WHAT THIS TASK INVOLVES: Without the pictures, output the lines of the material from the very first through the one that holds "const crumbs = ['Головна', 'Документи', 'Укази'];".

begin RECORDED INFORMATION

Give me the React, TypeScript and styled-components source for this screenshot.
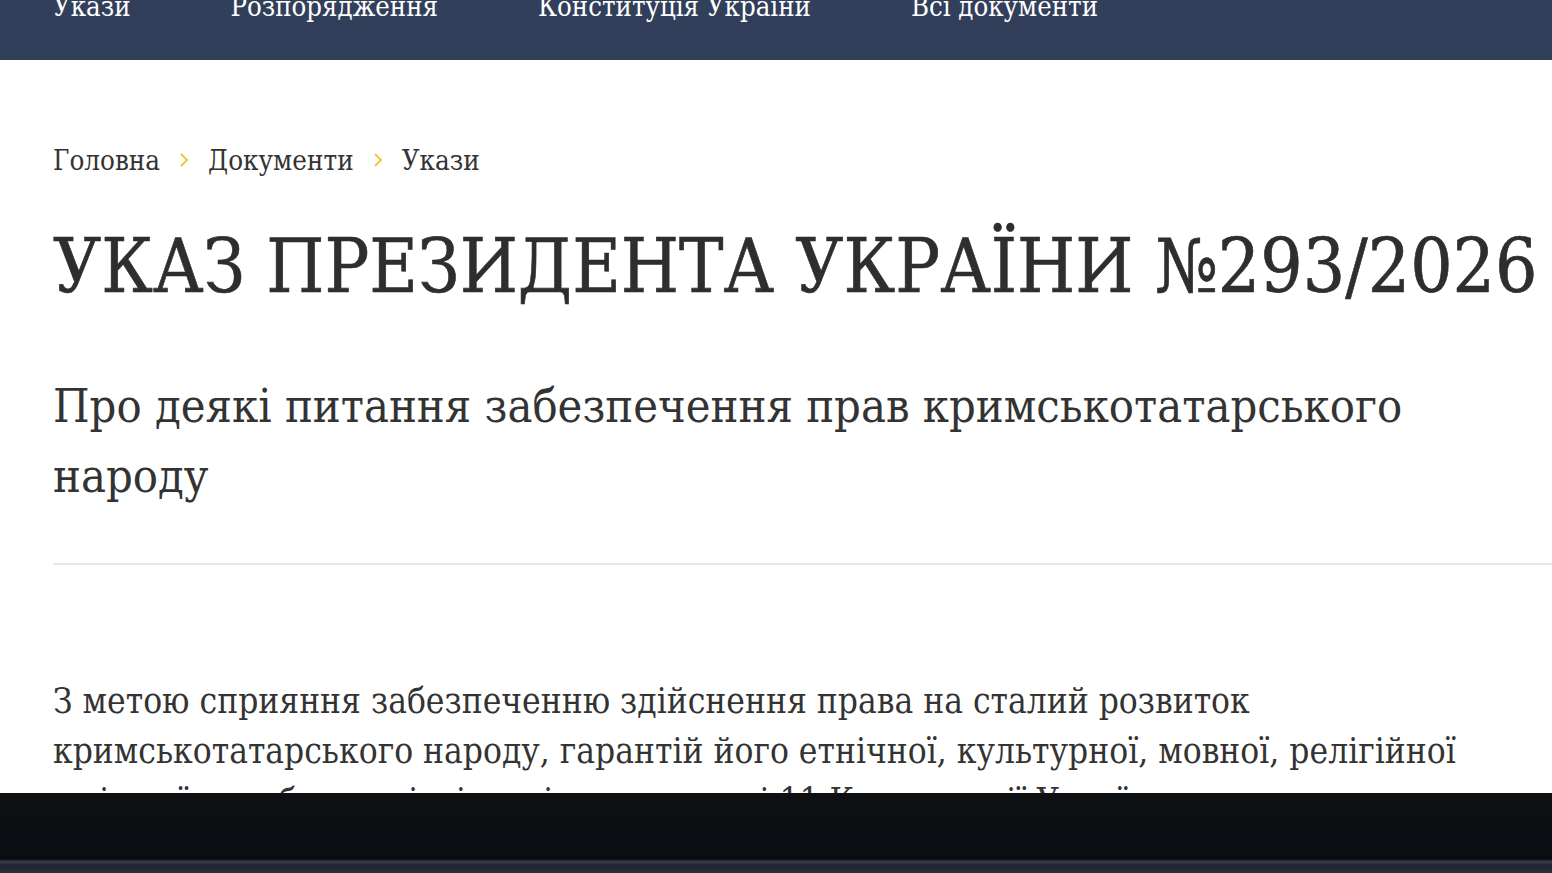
import React from 'react';
import styled, { createGlobalStyle } from 'styled-components';

const GlobalStyle = createGlobalStyle`
  html, body {
    margin: 0;
    padding: 0;
    background: #ffffff;
  }
  body {
    font-family: 'DejaVu Serif', 'Liberation Serif', serif;
    font-stretch: condensed;
    color: #333333;
  }
`;

const Screen = styled.div`
  width: 1552px;
  height: 873px;
  display: flex;
  flex-direction: column;
  overflow: hidden;
`;

const Page = styled.div`
  height: 793px;
  overflow: hidden;
  background: #ffffff;
`;

const Nav = styled.nav`
  height: 60px;
  background: #323f5b;
  overflow: hidden;
`;

const NavList = styled.ul`
  list-style: none;
  margin: -11px 0 0;
  padding: 0 0 0 53px;
  display: flex;
  gap: 100px;
`;

const NavItem = styled.li`
  color: #ffffff;
  font-size: 27.3px;
  line-height: 36px;
  white-space: nowrap;
`;

const Content = styled.main`
  padding: 0 0 0 53px;
`;

const Breadcrumbs = styled.div`
  display: flex;
  align-items: center;
  gap: 18px;
  margin-top: 82px;
  font-size: 27.5px;
  line-height: 36px;
  color: #333333;
`;

const Chevron = styled.span`
  display: flex;
  align-items: center;
  color: #f0c93a;
`;

const Title = styled.h1`
  margin: 43px 0 0;
  font-weight: 400;
  font-size: 74.2px;
  line-height: 90px;
  color: #2e2e2e;
  white-space: nowrap;
  -webkit-text-stroke: 0.6px #2e2e2e;
`;

const Subtitle = styled.h2`
  margin: 60px 0 0;
  font-weight: 400;
  font-size: 46.6px;
  line-height: 70px;
  color: #333333;
  max-width: 1420px;
`;

const Divider = styled.hr`
  margin: 52px 0 0;
  border: none;
  border-top: 2px solid #e6e6e6;
`;

const Body = styled.p`
  margin: 111px 0 0;
  font-size: 35px;
  line-height: 50px;
  color: #333333;
  max-width: 1430px;
`;

const BottomBar = styled.div`
  flex: 1;
  background: linear-gradient(
    to bottom,
    #0f1014 0%,
    #0d0e13 78%,
    #05060f 82%,
    #3b3e4b 86%,
    #1e2230 90%,
    #2c303d 100%
  );
`;

const ChevronIcon = () => (
  <svg width="12" height="18" viewBox="0 0 12 18" fill="none">
    <path d="M3 3l6 6-6 6" stroke="currentColor" strokeWidth="2" />
  </svg>
);

const navItems = ['Укази', 'Розпорядження', 'Конституція України', 'Всі документи'];
const crumbs = ['Головна', 'Документи', 'Укази'];

const App: React.FC = () => (
  <>
    <GlobalStyle />
    <Screen>
      <Page>
        <Nav>
          <NavList>
            {navItems.map(item => (
              <NavItem key={item}>{item}</NavItem>
            ))}
          </NavList>
        </Nav>
        <Content>
          <Breadcrumbs>
            {crumbs.map((c, i) => (
              <React.Fragment key={c}>
                {i > 0 && (
                  <Chevron>
                    <ChevronIcon />
                  </Chevron>
                )}
                <span>{c}</span>
              </React.Fragment>
            ))}
          </Breadcrumbs>
          <Title>УКАЗ ПРЕЗИДЕНТА УКРАЇНИ №293/2026</Title>
          <Subtitle>Про деякі питання забезпечення прав кримськотатарського народу</Subtitle>
          <Divider />
          <Body>
            З метою сприяння забезпеченню здійснення права на сталий розвиток
            кримськотатарського народу, гарантій його етнічної, культурної, мовної, релігійної
            та іншої самобутності, відповідно до статті 11 Конституції України постановляю:
          </Body>
        </Content>
      </Page>
      <BottomBar />
    </Screen>
  </>
);

export default App;
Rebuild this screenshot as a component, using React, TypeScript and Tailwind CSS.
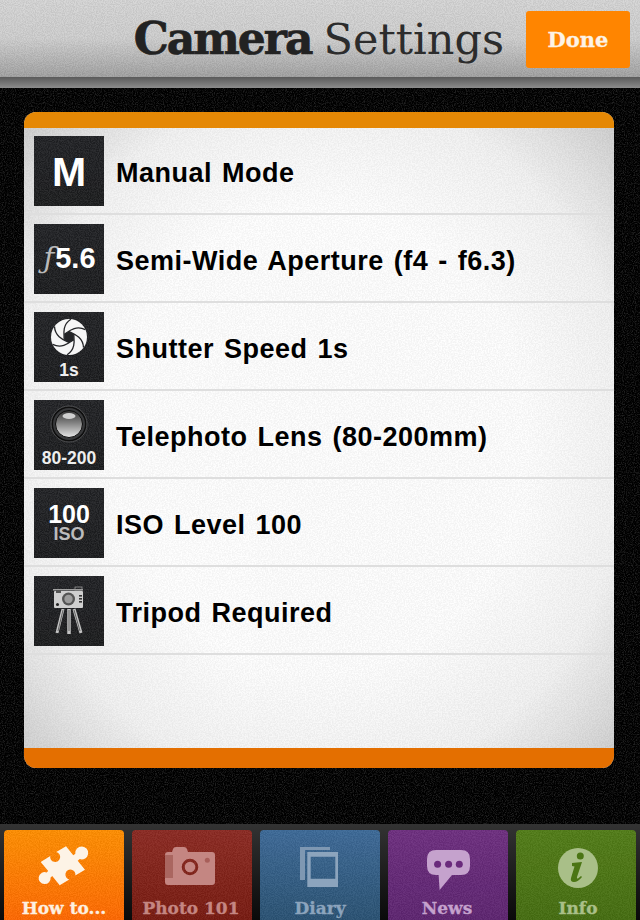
import React from "react";

const sans = "font-['Liberation_Sans',Arial,sans-serif]";
const slab = "font-['DejaVu_Serif',serif]";

function Noise({ id, opacity, freq = 0.9, offset = -1 }: { id: string; opacity: number; freq?: number; offset?: number }) {
  const m = `3 0 0 0 ${offset} 3 0 0 0 ${offset} 3 0 0 0 ${offset} 0 0 0 0 1`;
  return (
    <svg className="absolute inset-0 w-full h-full pointer-events-none" style={{ opacity }} aria-hidden="true">
      <filter id={id} colorInterpolationFilters="sRGB">
        <feTurbulence type="fractalNoise" baseFrequency={freq} numOctaves={2} seed={4} />
        <feColorMatrix type="matrix" values={m} />
      </filter>
      <rect width="100%" height="100%" filter={`url(#${id})`} />
    </svg>
  );
}

function Tile({ children, id }: { children: React.ReactNode; id: string }) {
  return (
    <div className="relative w-[70px] h-[70px] shrink-0 bg-gradient-to-b from-[#202124] to-[#1a1b1d] overflow-hidden flex flex-col items-center">
      <Noise id={id} opacity={0.07} />
      {children}
    </div>
  );
}

function Aperture() {
  const blades = [0, 60, 120, 180, 240, 300];
  return (
    <svg width="38" height="38" viewBox="-19 -19 38 38" className="absolute left-[16px] top-[5.5px]">
      <circle r="18" fill="#f6f6f6" />
      {blades.map((a) => (
        <path
          key={a}
          transform={`rotate(${a})`}
          d="M 0 -5.5 C 5 -3 14 0 14.500 10.500"
          fill="none"
          stroke="#232427"
          strokeWidth="1.300"
        />
      ))}
      <polygon points="0,-5.500 4.800,-2.750 4.800,2.750 0,5.500 -4.800,2.750 -4.800,-2.750" fill="#232427" />
    </svg>
  );
}

function Lens() {
  return (
    <svg width="40" height="40" viewBox="0 0 40 40" className="absolute left-[15px] top-[4px]">
      <defs>
        <linearGradient id="lensg" x1="0" y1="0" x2="0" y2="1">
          <stop offset="0" stopColor="#333333" />
          <stop offset="0.45" stopColor="#808080" />
          <stop offset="1" stopColor="#e8e8e8" />
        </linearGradient>
      </defs>
      <circle cx="20" cy="20" r="18" fill="#0e0e0e" stroke="#505153" strokeWidth="1" />
      <circle cx="20" cy="20" r="16" fill="#37383a" />
      <circle cx="20" cy="20" r="13.500" fill="url(#lensg)" stroke="#0c0c0c" strokeWidth="1" />
      <ellipse cx="20" cy="12" rx="6.500" ry="3" fill="#cfcfcf" />
    </svg>
  );
}

function Tripod() {
  return (
    <svg width="70" height="70" viewBox="0 0 70 70" className="absolute left-0 top-0">
      <rect x="19" y="13" width="30" height="1.500" fill="#a0a0a0" />
      <rect x="41" y="11" width="7" height="3" fill="none" stroke="#9a9a9a" strokeWidth="0.800" />
      <rect x="20" y="15" width="29" height="17" rx="1" fill="#cfcfcf" />
      <rect x="22" y="14" width="5" height="3" fill="#555555" />
      <circle cx="34.500" cy="23" r="6.500" fill="#555555" />
      <circle cx="34.500" cy="23" r="4.200" fill="#9c9c9c" />
      <circle cx="23.500" cy="28.500" r="1.500" fill="#222222" />
      <rect x="45" y="19" width="3" height="1.600" fill="#333333" />
      <rect x="45" y="22" width="3" height="1.600" fill="#333333" />
      <rect x="45" y="25" width="3" height="1.600" fill="#333333" />
      <path d="M29 33 L23 57" stroke="#c4c4c4" strokeWidth="3" />
      <path d="M35 33 L35 58" stroke="#c4c4c4" strokeWidth="3.500" />
      <path d="M40 33 L47 57" stroke="#c4c4c4" strokeWidth="3" />
      <path d="M29 34 L24 55" stroke="#4a4a4a" strokeWidth="0.800" />
      <path d="M35 34 L35 55" stroke="#4a4a4a" strokeWidth="0.800" />
      <path d="M40 34 L46 55" stroke="#4a4a4a" strokeWidth="0.800" />
    </svg>
  );
}

const rows: { label: string; icon: React.ReactNode }[] = [
  {
    label: "Manual Mode",
    icon: <span className={`${sans} relative font-bold text-white text-[41px] leading-[72px]`}>M</span>,
  },
  {
    label: "Semi-Wide Aperture (f4 - f6.3)",
    icon: (
      <span className="relative flex items-baseline leading-[70px] h-[70px] -mt-[1px] pl-[1px]">
        <span className="font-['DejaVu_Serif',serif] italic text-[#b9b9b9] text-[29px] font-normal mr-[1px]">ƒ</span>
        <span className={`${sans} font-bold text-white text-[29px]`}>5.6</span>
      </span>
    ),
  },
  {
    label: "Shutter Speed 1s",
    icon: (
      <>
        <Aperture />
        <span className={`${sans} absolute bottom-[2px] font-bold text-[#eeeeee] text-[17.5px] leading-[20px]`}>1s</span>
      </>
    ),
  },
  {
    label: "Telephoto Lens (80-200mm)",
    icon: (
      <>
        <Lens />
        <span className={`${sans} absolute bottom-[2px] font-bold text-[#eeeeee] text-[17.5px] leading-[20px]`}>80-200</span>
      </>
    ),
  },
  {
    label: "ISO Level 100",
    icon: (
      <div className={`${sans} relative font-bold flex flex-col items-center pt-[14px]`}>
        <span className="text-white text-[25px] leading-[24px]">100</span>
        <span className="text-[#bcbcbc] text-[18px] leading-[17px]">ISO</span>
      </div>
    ),
  },
  { label: "Tripod Required", icon: <Tripod /> },
];

function Puzzle() {
  return (
    <svg width="70" height="60" viewBox="0 0 70 60" className="block ml-[2px] mt-[8px]">
      <path
        fill="#fdf3e6"
        d="M10.700 24 L20.300 17.900 A5 5 0 1 0 26.300 14.100 L36 8.300 L43.300 17.300 L45.300 15.700 A6.500 6.500 0 1 1 49.700 21.100 L47.700 22.700 L55 31.700 L45.300 37.600 A5 5 0 1 0 39.300 41.400 L29.700 47.300 L22.200 38.100 L20.600 39.400 A6 6 0 1 1 16.600 34.400 L18.200 33.100 Z"
      />
    </svg>
  );
}

function CameraIcon() {
  return (
    <svg width="50" height="38" viewBox="0 0 50 38" className="block -ml-[4px] mt-[17px]">
      <path
        fill="#c48682"
        fillRule="evenodd"
        d="M3 5 H7 L8 2 Q8.500 0 11 0 H19 Q21 0 22 2 L23 5 H47 Q50 5 50 8 V35 Q50 38 47 38 H3 Q0 38 0 35 V8 Q0 5 3 5 Z M25 11.700 A8.300 8.300 0 1 0 25.010 28.300 A8.300 8.300 0 1 0 25 11.700 Z"
      />
      <rect x="0" y="8" width="8" height="23" fill="#aa6660" />
      <circle cx="25" cy="20" r="5.300" fill="#c48682" />
      <circle cx="42.300" cy="13.300" r="2.500" fill="#a85f5a" />
    </svg>
  );
}

function CopiesIcon() {
  return (
    <svg width="38" height="40" viewBox="0 0 38 40" className="block -ml-[2px] mt-[17px]">
      <path fill="#7f98b2" d="M0 0 H30 V3 H5 V33 H0 Z" />
      <path
        fill="#8ca4bd"
        fillRule="evenodd"
        d="M7.300 5 H38 V40 H7.300 Z M10.700 9.700 V31.700 H35.300 V9.700 Z"
      />
    </svg>
  );
}

function BubbleIcon() {
  return (
    <svg width="43" height="40" viewBox="0 0 43 40" className="block mt-[20px]">
      <path
        fill="#c5a2cd"
        d="M9 0 H34 Q43 0 43 9 V16 Q43 25 34 25 H25 L12.600 40 L11.600 25 H9 Q0 25 0 16 V9 Q0 0 9 0 Z"
      />
      <circle cx="10.600" cy="14.300" r="3.500" fill="#6a2a7c" />
      <circle cx="21.600" cy="14.300" r="3.500" fill="#6a2a7c" />
      <circle cx="32.300" cy="14.300" r="3.500" fill="#6a2a7c" />
    </svg>
  );
}

function InfoIcon() {
  return (
    <svg width="40" height="40" viewBox="0 0 40 40" className="block ml-[4px] mt-[18px]">
      <circle cx="20" cy="20" r="20" fill="#a9bf88" />
      <circle cx="22.300" cy="8" r="3.500" fill="#4b7514" />
      <path
        fill="#4b7514"
        d="M14 15 L24 14 L19 29 Q18.500 31 20 30.500 L23 28 L24 29 Q20 34 16 34 Q12 34 13 30 L16.500 18.500 L14 18 Z"
      />
    </svg>
  );
}

const tabs = [
  { label: "How to...", icon: <Puzzle />, bg: "bg-gradient-to-b from-[#ff8f00] to-[#ff6800]", text: "text-[#fdf0e0]", pad: "" },
  { label: "Photo 101", icon: <CameraIcon />, bg: "bg-gradient-to-b from-[#8c2a22] to-[#781a10]", text: "text-[#c48682]", pad: "pr-[2px]" },
  { label: "Diary", icon: <CopiesIcon />, bg: "bg-gradient-to-b from-[#3d6a98] to-[#2a5273]", text: "text-[#8ca4bd]", pad: "" },
  { label: "News", icon: <BubbleIcon />, bg: "bg-gradient-to-b from-[#6e2f80] to-[#5d2470]", text: "text-[#c5a2cd]", pad: "pr-[2px]" },
  { label: "Info", icon: <InfoIcon />, bg: "bg-gradient-to-b from-[#527d18] to-[#456d10]", text: "text-[#a9bf88]", pad: "pl-[4px]" },
];

export default function App() {
  return (
    <div className="relative w-[640px] h-[920px] bg-black overflow-hidden flex flex-col">
      <Noise id="bgnoise" opacity={0.13} offset={-1.3} />
      {/* header */}
      <header className="relative h-[77px] shrink-0 bg-gradient-to-b from-[#d6d6d6] via-[#cfcfcf] to-[#a2a2a2] flex items-center justify-end pr-[10px] overflow-hidden">
        <Noise id="hdnoise" opacity={0.06} />
        <h1 className="relative flex items-baseline mr-[22px] mt-[1px] text-[#222222] leading-none">
          <span className={`${slab} font-bold text-[44px] tracking-[-2px] [-webkit-text-stroke:0.7px_#222222]`}>Camera</span>
          <span className={`${slab} font-normal text-[43px] ml-[12px] text-[#2c2c2c]`}>Settings</span>
        </h1>
        <button className={`${slab} relative w-[104px] h-[57px] mt-[2px] rounded-[3px] bg-[#ff8500] text-[#fdf3e6] font-bold text-[21px] flex items-center justify-center [-webkit-text-stroke:0.3px_#fdf3e6]`}>
          Done
        </button>
      </header>
      <div className="relative h-[11px] shrink-0 bg-gradient-to-b from-[#5a5a5a] to-[#8c8c8c]" />

      {/* content */}
      <main className="relative flex-1 min-h-0 pl-[24px] pt-[24px] pr-[26px]">
        <section className="relative h-[656px] rounded-[12px] overflow-hidden flex flex-col bg-[radial-gradient(ellipse_at_center,#fefefe_50%,#f2f2f2_75%,#cccccc_100%)]">
          <Noise id="cardnoise" opacity={0.04} freq={0.7} />
          <div className="relative h-[16px] shrink-0 bg-[#e58805]" />
          <ul className="relative flex-1 min-h-0">
            {rows.map((r, i) => (
              <li key={r.label} className="h-[88px] pt-[8px] pl-[10px] flex items-start relative">
                <Tile id={`tile${i}`}>{r.icon}</Tile>
                <span className={`${sans} ml-[12px] h-[70px] pt-[5px] flex items-center font-bold text-[27px] text-black tracking-[0.5px] [word-spacing:2px]`}>
                  {r.label}
                </span>
                <div className="absolute left-0 right-0 bottom-[1px] h-[2px] bg-[#dedede]" />
              </li>
            ))}
          </ul>
          <div className="relative h-[20px] shrink-0 bg-[#e46f00]" />
        </section>
      </main>

      {/* tabs */}
      <nav className="relative h-[96px] shrink-0 bg-gradient-to-b from-[#333333] to-[#0a0a0a] pt-[6px] pl-[4px] flex gap-[8px]">
        {tabs.map((t, i) => (
          <div key={t.label} className={`relative w-[120px] h-[90px] rounded-t-[4px] overflow-hidden ${t.bg}`}>
            <Noise id={`tab${i}`} opacity={0.05} />
            <div className="relative h-[67px] flex justify-center items-start">{t.icon}</div>
            <div className={`${slab} relative text-center font-bold text-[17px] leading-[22px] [-webkit-text-stroke:0.3px_currentColor] ${t.text} ${t.pad}`}>{t.label}</div>
          </div>
        ))}
      </nav>
    </div>
  );
}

end RECORDED INFORMATION

OUTPUT:
Give me the React, TypeScript and styled-components source for this screenshot.
import React from 'react';
import styled, { createGlobalStyle } from 'styled-components';

const GlobalStyle = createGlobalStyle`
  html, body {
    margin: 0;
    padding: 0;
    background: #ffffff;
  }
  body {
    font-family: 'DejaVu Serif', 'Liberation Serif', serif;
    font-stretch: condensed;
    color: #333333;
  }
`;

const Screen = styled.div`
  width: 1552px;
  height: 873px;
  display: flex;
  flex-direction: column;
  overflow: hidden;
`;

const Page = styled.div`
  height: 793px;
  overflow: hidden;
  background: #ffffff;
`;

const Nav = styled.nav`
  height: 60px;
  background: #323f5b;
  overflow: hidden;
`;

const NavList = styled.ul`
  list-style: none;
  margin: -11px 0 0;
  padding: 0 0 0 53px;
  display: flex;
  gap: 100px;
`;

const NavItem = styled.li`
  color: #ffffff;
  font-size: 27.3px;
  line-height: 36px;
  white-space: nowrap;
`;

const Content = styled.main`
  padding: 0 0 0 53px;
`;

const Breadcrumbs = styled.div`
  display: flex;
  align-items: center;
  gap: 18px;
  margin-top: 82px;
  font-size: 27.5px;
  line-height: 36px;
  color: #333333;
`;

const Chevron = styled.span`
  display: flex;
  align-items: center;
  color: #f0c93a;
`;

const Title = styled.h1`
  margin: 43px 0 0;
  font-weight: 400;
  font-size: 74.2px;
  line-height: 90px;
  color: #2e2e2e;
  white-space: nowrap;
  -webkit-text-stroke: 0.6px #2e2e2e;
`;

const Subtitle = styled.h2`
  margin: 60px 0 0;
  font-weight: 400;
  font-size: 46.6px;
  line-height: 70px;
  color: #333333;
  max-width: 1420px;
`;

const Divider = styled.hr`
  margin: 52px 0 0;
  border: none;
  border-top: 2px solid #e6e6e6;
`;

const Body = styled.p`
  margin: 111px 0 0;
  font-size: 35px;
  line-height: 50px;
  color: #333333;
  max-width: 1430px;
`;

const BottomBar = styled.div`
  flex: 1;
  background: linear-gradient(
    to bottom,
    #0f1014 0%,
    #0d0e13 78%,
    #05060f 82%,
    #3b3e4b 86%,
    #1e2230 90%,
    #2c303d 100%
  );
`;

const ChevronIcon = () => (
  <svg width="12" height="18" viewBox="0 0 12 18" fill="none">
    <path d="M3 3l6 6-6 6" stroke="currentColor" strokeWidth="2" />
  </svg>
);

const navItems = ['Укази', 'Розпорядження', 'Конституція України', 'Всі документи'];
const crumbs = ['Головна', 'Документи', 'Укази'];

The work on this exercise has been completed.